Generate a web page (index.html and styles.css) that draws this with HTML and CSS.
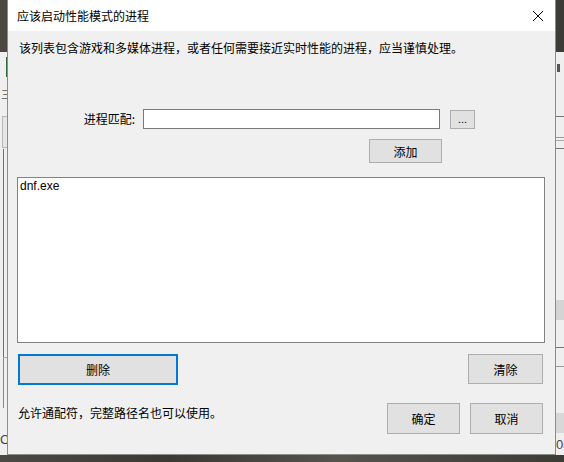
FILE: index.html
```html
<!DOCTYPE html>
<html lang="zh-CN">
<head>
<meta charset="utf-8">
<title>应该启动性能模式的进程</title>
<link rel="stylesheet" href="styles.css">
</head>
<body>
<div class="desktop">
  <div class="backwin">
    <div class="bw-green"></div>
    <div class="bw-glyph">三</div>
    <div class="bw-box1"></div>
    <div class="bw-vline"></div>
    <div class="bw-box2"></div>
    <div class="bw-c">C</div>
    <div class="bw-r1"></div>
    <div class="bw-r2"></div>
    <div class="bw-r3"></div>
    <div class="bw-r4"></div>
    <div class="bw-band1"></div>
    <div class="bw-r5"></div>
    <div class="bw-r6"></div>
    <div class="bw-band2"></div>
    <div class="bw-08">08</div>
    <div class="bw-knob"></div>
  </div>

  <div class="dialog">
    <div class="titlebar">
      <span class="title">应该启动性能模式的进程</span>
      <svg class="close" width="12" height="12" viewBox="0 0 12 12"><path d="M1 1 L11 11 M11 1 L1 11" stroke="#000" stroke-width="1" fill="none"/></svg>
    </div>
    <div class="body">
      <p class="desc">该列表包含游戏和多媒体进程，或者任何需要接近实时性能的进程，应当谨慎处理。</p>
      <div class="match-row">
        <label class="match-label">进程匹配:</label>
        <div class="input"></div>
        <div class="btn btn-dots">...</div>
      </div>
      <div class="add-row">
        <div class="btn btn-add">添加</div>
      </div>
      <div class="list">
        <div class="list-item">dnf.exe</div>
      </div>
      <div class="action-row">
        <div class="btn btn-del">删除</div>
        <div class="btn btn-clear">清除</div>
      </div>
      <div class="footer">
        <p class="hint">允许通配符，完整路径名也可以使用。</p>
        <div class="btn btn-ok">确定</div>
        <div class="btn btn-cancel">取消</div>
      </div>
    </div>
  </div>
</div>
</body>
</html>
```

FILE: styles.css
```css
html, body {
  margin: 0;
  padding: 0;
}
body {
  width: 564px;
  height: 462px;
  overflow: hidden;
  font-family: "Noto Sans CJK SC", "Noto Sans", sans-serif;
  font-size: 12px;
  color: #000;
}
.desktop {
  position: relative;
  width: 564px;
  height: 462px;
  background: linear-gradient(90deg, #4a4a42 0%, #3a3933 30%, #55534a 60%, #3c3b35 100%);
  overflow: hidden;
}
.backwin {
  position: absolute;
  left: 0;
  top: 52px;
  width: 564px;
  height: 403px;
  background: #efefef;
}
.backwin > div {
  position: absolute;
}
.bw-green { left: 6px; top: 5px; width: 2px; height: 20px; background: #2f6a3c; }
.bw-glyph { left: 1px; top: 36px; font-size: 11px; color: #555; line-height: 12px; }
.bw-box1 { left: 2px; top: 64px; width: 6px; height: 30px; border: 1px solid #b8b8b8; border-right: none; background: #e6e6e6; }
.bw-vline { left: 3px; top: 97px; width: 1px; height: 250px; background: #707070; }
.bw-box2 { left: 3px; top: 305px; width: 5px; height: 50px; border-left: 1px solid #888; border-top: 1px solid #aaa; }
.bw-c { left: 0; top: 381px; font-family: "Liberation Sans", sans-serif; font-size: 13px; color: #444; line-height: 14px; }
.bw-r1 { left: 556px; top: 64px; width: 8px; height: 1px; background: #777; }
.bw-r2 { left: 556px; top: 85px; width: 8px; height: 1px; background: #999; }
.bw-r3 { left: 556px; top: 88px; width: 8px; height: 1px; background: #aaa; }
.bw-r4 { left: 556px; top: 96px; width: 8px; height: 1px; background: #777; }
.bw-band1 { left: 556px; top: 248px; width: 8px; height: 20px; background: #d4d4d4; }
.bw-r5 { left: 556px; top: 295px; width: 8px; height: 1px; background: #777; }
.bw-r6 { left: 556px; top: 314px; width: 8px; height: 1px; background: #999; }
.bw-band2 { left: 556px; top: 361px; width: 8px; height: 20px; background: #d8d8d8; }
.bw-08 { left: 556px; top: 386px; font-family: "Liberation Sans", sans-serif; font-size: 13px; color: #444; line-height: 14px; }
.bw-knob { left: 557px; top: 12px; width: 3px; height: 8px; background: #555; }

.dialog {
  position: absolute;
  left: 7px;
  top: 0;
  width: 547px;
  height: 454px;
  border: 1px solid #8c8c8c;
  border-top: none;
  background: #f0f0f0;
  display: flex;
  flex-direction: column;
}
.titlebar {
  height: 31px;
  background: #ffffff;
  display: flex;
  align-items: center;
  padding-left: 9px;
  padding-right: 11px;
  box-sizing: border-box;
}
.title {
  flex: 1;
  font-size: 12px;
  line-height: 16px;
  margin-top: 1px;
}
.close {
  display: block;
  margin-top: 1px;
}
.body {
  flex: 1;
  display: flex;
  flex-direction: column;
}
.desc {
  margin: 9px 0 0 11px;
  line-height: 16px;
  height: 16px;
}
.match-row {
  display: flex;
  align-items: flex-start;
  margin-top: 53px;
}
.match-label {
  width: 127px;
  text-align: right;
  line-height: 20px;
  padding-right: 0;
}
.input {
  margin-left: 8px;
  width: 295px;
  height: 18px;
  border: 1px solid #7a7a7a;
  background: #fff;
}
.btn {
  box-sizing: border-box;
  background: #e1e1e1;
  border: 1px solid #adadad;
  display: flex;
  align-items: center;
  justify-content: center;
  font-size: 12px;
}
.btn-dots {
  margin-left: 10px;
  margin-top: 1px;
  width: 25px;
  height: 19px;
  font-family: "Liberation Sans", sans-serif;
  font-size: 11px;
  padding-bottom: 2px;
}
.add-row {
  display: flex;
  margin-top: 10px;
}
.btn-add {
  margin-left: 361px;
  width: 73px;
  height: 24px;
}
.list {
  margin: 14px 0 0 9px;
  width: 528px;
  height: 166px;
  box-sizing: border-box;
  border: 1px solid #828282;
  background: #fff;
  padding: 2px 2px;
}
.list-item {
  font-family: "Liberation Sans", sans-serif;
  font-size: 12px;
  line-height: 13px;
}
.action-row {
  display: flex;
  margin-top: 11px;
}
.btn-del {
  margin-left: 10px;
  width: 160px;
  height: 31px;
  border: 2px solid #0078d7;
}
.btn-clear {
  margin-left: 290px;
  width: 75px;
  height: 30px;
}
.footer {
  display: flex;
  align-items: flex-start;
  margin-top: 18px;
}
.hint {
  margin: 2px 0 0 10px;
  width: 369px;
  line-height: 16px;
}
.btn-ok {
  width: 73px;
  height: 31px;
}
.btn-cancel {
  margin-left: 10px;
  width: 73px;
  height: 31px;
}
```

Exercise objective ->
Quote the data above in full, leaving out the pictures it holds.

Task output ->
Generate a web page (index.html and styles.css) that draws this with HTML and CSS.
FILE: index.html
```html
<!DOCTYPE html>
<html lang="zh-CN">
<head>
<meta charset="utf-8">
<title>应该启动性能模式的进程</title>
<link rel="stylesheet" href="styles.css">
</head>
<body>
<div class="desktop">
  <div class="backwin">
    <div class="bw-green"></div>
    <div class="bw-glyph">三</div>
    <div class="bw-box1"></div>
    <div class="bw-vline"></div>
    <div class="bw-box2"></div>
    <div class="bw-c">C</div>
    <div class="bw-r1"></div>
    <div class="bw-r2"></div>
    <div class="bw-r3"></div>
    <div class="bw-r4"></div>
    <div class="bw-band1"></div>
    <div class="bw-r5"></div>
    <div class="bw-r6"></div>
    <div class="bw-band2"></div>
    <div class="bw-08">08</div>
    <div class="bw-knob"></div>
  </div>

  <div class="dialog">
    <div class="titlebar">
      <span class="title">应该启动性能模式的进程</span>
      <svg class="close" width="12" height="12" viewBox="0 0 12 12"><path d="M1 1 L11 11 M11 1 L1 11" stroke="#000" stroke-width="1" fill="none"/></svg>
    </div>
    <div class="body">
      <p class="desc">该列表包含游戏和多媒体进程，或者任何需要接近实时性能的进程，应当谨慎处理。</p>
      <div class="match-row">
        <label class="match-label">进程匹配:</label>
        <div class="input"></div>
        <div class="btn btn-dots">...</div>
      </div>
      <div class="add-row">
        <div class="btn btn-add">添加</div>
      </div>
      <div class="list">
        <div class="list-item">dnf.exe</div>
      </div>
      <div class="action-row">
        <div class="btn btn-del">删除</div>
        <div class="btn btn-clear">清除</div>
      </div>
      <div class="footer">
        <p class="hint">允许通配符，完整路径名也可以使用。</p>
        <div class="btn btn-ok">确定</div>
        <div class="btn btn-cancel">取消</div>
      </div>
    </div>
  </div>
</div>
</body>
</html>
```

FILE: styles.css
```css
html, body {
  margin: 0;
  padding: 0;
}
body {
  width: 564px;
  height: 462px;
  overflow: hidden;
  font-family: "Noto Sans CJK SC", "Noto Sans", sans-serif;
  font-size: 12px;
  color: #000;
}
.desktop {
  position: relative;
  width: 564px;
  height: 462px;
  background: linear-gradient(90deg, #4a4a42 0%, #3a3933 30%, #55534a 60%, #3c3b35 100%);
  overflow: hidden;
}
.backwin {
  position: absolute;
  left: 0;
  top: 52px;
  width: 564px;
  height: 403px;
  background: #efefef;
}
.backwin > div {
  position: absolute;
}
.bw-green { left: 6px; top: 5px; width: 2px; height: 20px; background: #2f6a3c; }
.bw-glyph { left: 1px; top: 36px; font-size: 11px; color: #555; line-height: 12px; }
.bw-box1 { left: 2px; top: 64px; width: 6px; height: 30px; border: 1px solid #b8b8b8; border-right: none; background: #e6e6e6; }
.bw-vline { left: 3px; top: 97px; width: 1px; height: 250px; background: #707070; }
.bw-box2 { left: 3px; top: 305px; width: 5px; height: 50px; border-left: 1px solid #888; border-top: 1px solid #aaa; }
.bw-c { left: 0; top: 381px; font-family: "Liberation Sans", sans-serif; font-size: 13px; color: #444; line-height: 14px; }
.bw-r1 { left: 556px; top: 64px; width: 8px; height: 1px; background: #777; }
.bw-r2 { left: 556px; top: 85px; width: 8px; height: 1px; background: #999; }
.bw-r3 { left: 556px; top: 88px; width: 8px; height: 1px; background: #aaa; }
.bw-r4 { left: 556px; top: 96px; width: 8px; height: 1px; background: #777; }
.bw-band1 { left: 556px; top: 248px; width: 8px; height: 20px; background: #d4d4d4; }
.bw-r5 { left: 556px; top: 295px; width: 8px; height: 1px; background: #777; }
.bw-r6 { left: 556px; top: 314px; width: 8px; height: 1px; background: #999; }
.bw-band2 { left: 556px; top: 361px; width: 8px; height: 20px; background: #d8d8d8; }
.bw-08 { left: 556px; top: 386px; font-family: "Liberation Sans", sans-serif; font-size: 13px; color: #444; line-height: 14px; }
.bw-knob { left: 557px; top: 12px; width: 3px; height: 8px; background: #555; }

.dialog {
  position: absolute;
  left: 7px;
  top: 0;
  width: 547px;
  height: 454px;
  border: 1px solid #8c8c8c;
  border-top: none;
  background: #f0f0f0;
  display: flex;
  flex-direction: column;
}
.titlebar {
  height: 31px;
  background: #ffffff;
  display: flex;
  align-items: center;
  padding-left: 9px;
  padding-right: 11px;
  box-sizing: border-box;
}
.title {
  flex: 1;
  font-size: 12px;
  line-height: 16px;
  margin-top: 1px;
}
.close {
  display: block;
  margin-top: 1px;
}
.body {
  flex: 1;
  display: flex;
  flex-direction: column;
}
.desc {
  margin: 9px 0 0 11px;
  line-height: 16px;
  height: 16px;
}
.match-row {
  display: flex;
  align-items: flex-start;
  margin-top: 53px;
}
.match-label {
  width: 127px;
  text-align: right;
  line-height: 20px;
  padding-right: 0;
}
.input {
  margin-left: 8px;
  width: 295px;
  height: 18px;
  border: 1px solid #7a7a7a;
  background: #fff;
}
.btn {
  box-sizing: border-box;
  background: #e1e1e1;
  border: 1px solid #adadad;
  display: flex;
  align-items: center;
  justify-content: center;
  font-size: 12px;
}
.btn-dots {
  margin-left: 10px;
  margin-top: 1px;
  width: 25px;
  height: 19px;
  font-family: "Liberation Sans", sans-serif;
  font-size: 11px;
  padding-bottom: 2px;
}
.add-row {
  display: flex;
  margin-top: 10px;
}
.btn-add {
  margin-left: 361px;
  width: 73px;
  height: 24px;
}
.list {
  margin: 14px 0 0 9px;
  width: 528px;
  height: 166px;
  box-sizing: border-box;
  border: 1px solid #828282;
  background: #fff;
  padding: 2px 2px;
}
.list-item {
  font-family: "Liberation Sans", sans-serif;
  font-size: 12px;
  line-height: 13px;
}
.action-row {
  display: flex;
  margin-top: 11px;
}
.btn-del {
  margin-left: 10px;
  width: 160px;
  height: 31px;
  border: 2px solid #0078d7;
}
.btn-clear {
  margin-left: 290px;
  width: 75px;
  height: 30px;
}
.footer {
  display: flex;
  align-items: flex-start;
  margin-top: 18px;
}
.hint {
  margin: 2px 0 0 10px;
  width: 369px;
  line-height: 16px;
}
.btn-ok {
  width: 73px;
  height: 31px;
}
.btn-cancel {
  margin-left: 10px;
  width: 73px;
  height: 31px;
}
```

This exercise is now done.